First off, they’re vital to growing forests.
“The pine cone is the tree’s way of having babies,” she explained.
People may not know that there are male and female cones, with the smaller male versions—usually one centimetre or less—hanging around just long enough to fertilize the seed-bearing female cones with their pollen.
Along with that, they’re a food source for animals like red squirrels, birds, mice, voles and even insects, which gather the seeds and stash them to eat later, said Macdonald. It’s this process that also feeds the growth cycle for forests, she added.
“Not all the seeds the animals store are later eaten. They’re going to drop them along the way or stash the cones and forget where they are, and those seeds regenerate into new trees.”
Larger mammals like grizzly bears dine on the seeds of the whitebark pine, and even humans can enjoy the larger seeds of about 20 species, harvested and sold as “pine nuts.”
“They’re the tasty, expensive nuts you buy to make pesto or sprinkle on a salad,” said Macdonald.
Tree cones and their benefits aren’t limited to snowy forests and mountain ranges, either.
Worldwide, they’re found on 114 tree species, with the largest cones coming from the Coulter pine found in California and weighing in at two to five kilograms. The sugar pine, also native to California and to Oregon, boasts the longest cones at 20 to 50 centimetres long.
Lodgepole and jack pine, two of the nine species found in Canada and prevalent in Alberta, have among the smallest cones, at two to four centimetres long. The cones on these trees stay closed for several years, but open when exposed to enough heat—their way of adapting to forest fires.
“When the forest burns, the cones heat up and then open and distribute their seeds, and this is how forests regenerate quickly after a wildfire,” said Macdonald.
3,000 years of symbolic value
Besides serving Mother Nature, tree cones also hold a valued place in ancient history, with imagery dating back 3,000 years to Mesopotamia, a historical region that takes in the Tigris and Euphrates rivers, includes modern-day Iraq and Iran and extends into Turkey.
Ancient carvings, like a Neo-Assyrian panel that recently sold for $31 million at Christie’s New York auction, show the cone being used as part of a purification rite.
“The cones are well known in ancient Mesopotamia as a purifier and always appear with a clay or wicker bucket,” said Shawn Flynn, a professor of the Hebrew Bible at St. Joseph’s College.
The cone is dipped in the bucket, then used to sprinkle water on people or on sacred spaces and items like temples, palaces and even sacred trees.
“Kings used it to ritualize the final stages of their building projects to ward off evil spirits.” The cone’s imagery links to pollination and agricultural metaphors, likely reflecting Mesopotamia’s leading role in creating irrigation and growing crops, Flynn noted.

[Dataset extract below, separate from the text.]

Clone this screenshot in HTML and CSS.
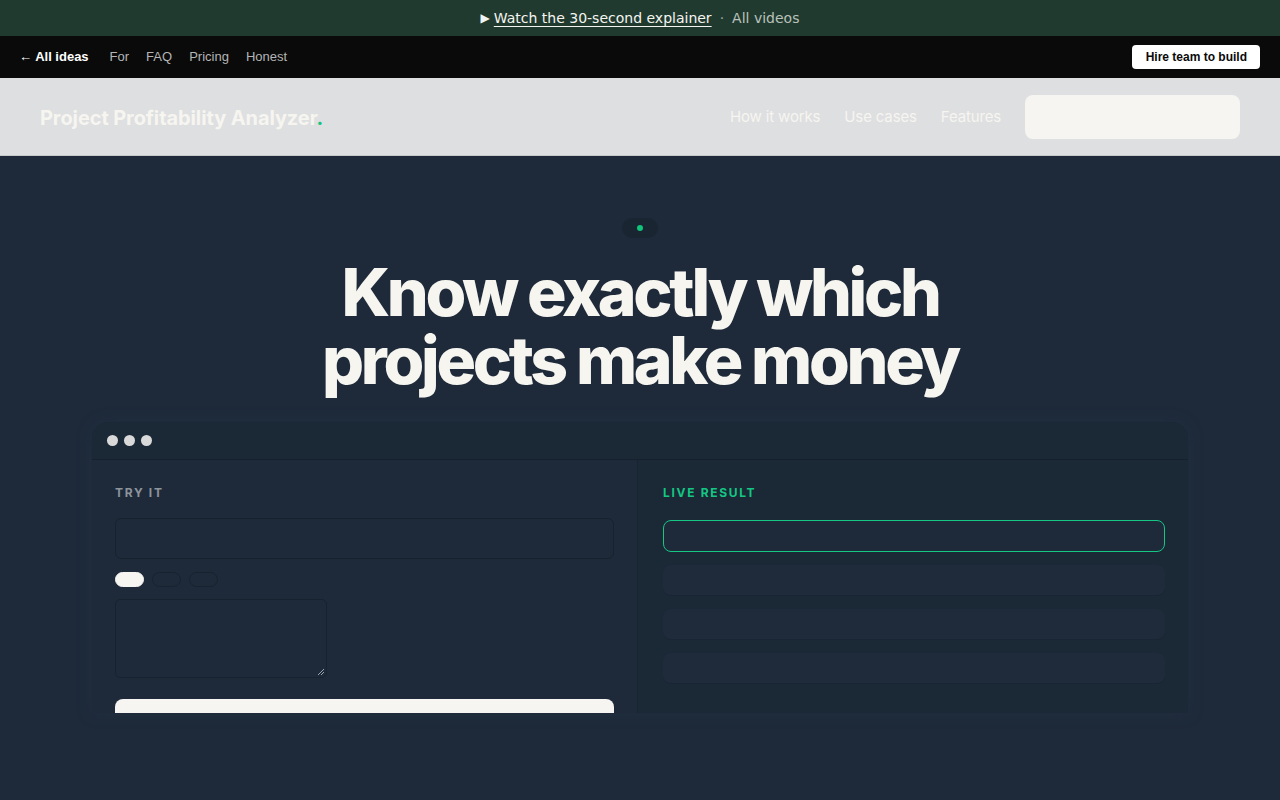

And though the imagery is thousands of years old, it has contemporary echoes, he added.
“In many ways this use of the cone—thought to be from the fir tree—mirrors the modern-day practice in some Christian churches with liturgical emphases.”
Catholic, Anglican and Orthodox churches use the aspergillum, a wand-like tool, dipped into a bucket to sprinkle holy water on people or on objects like the advent wreath or candles in a church, or on a coffin. Like a cone, the aspergillum has notches to pick up the water so it’s efficient for a sprinkling ceremony.
“This rite is for congregations to remind themselves of their Christian baptism and the movement away from sin,” Flynn said. “So this idea of purification, of water sprinkling, of ritual, has remained consistent for thousands of years.”
In a way, the ancient use of the pine cone parallels the sense of ceremony that connects with Christmas rituals like putting up a tree, hanging lights or attending church services, he added.
“There are traditions people have, and around those traditions are objects.
“The pine cone just happens to be at the centre of a particular ritual from 3,000 years ago. And at this time of year, the cone has a place of honour in people’s homes.”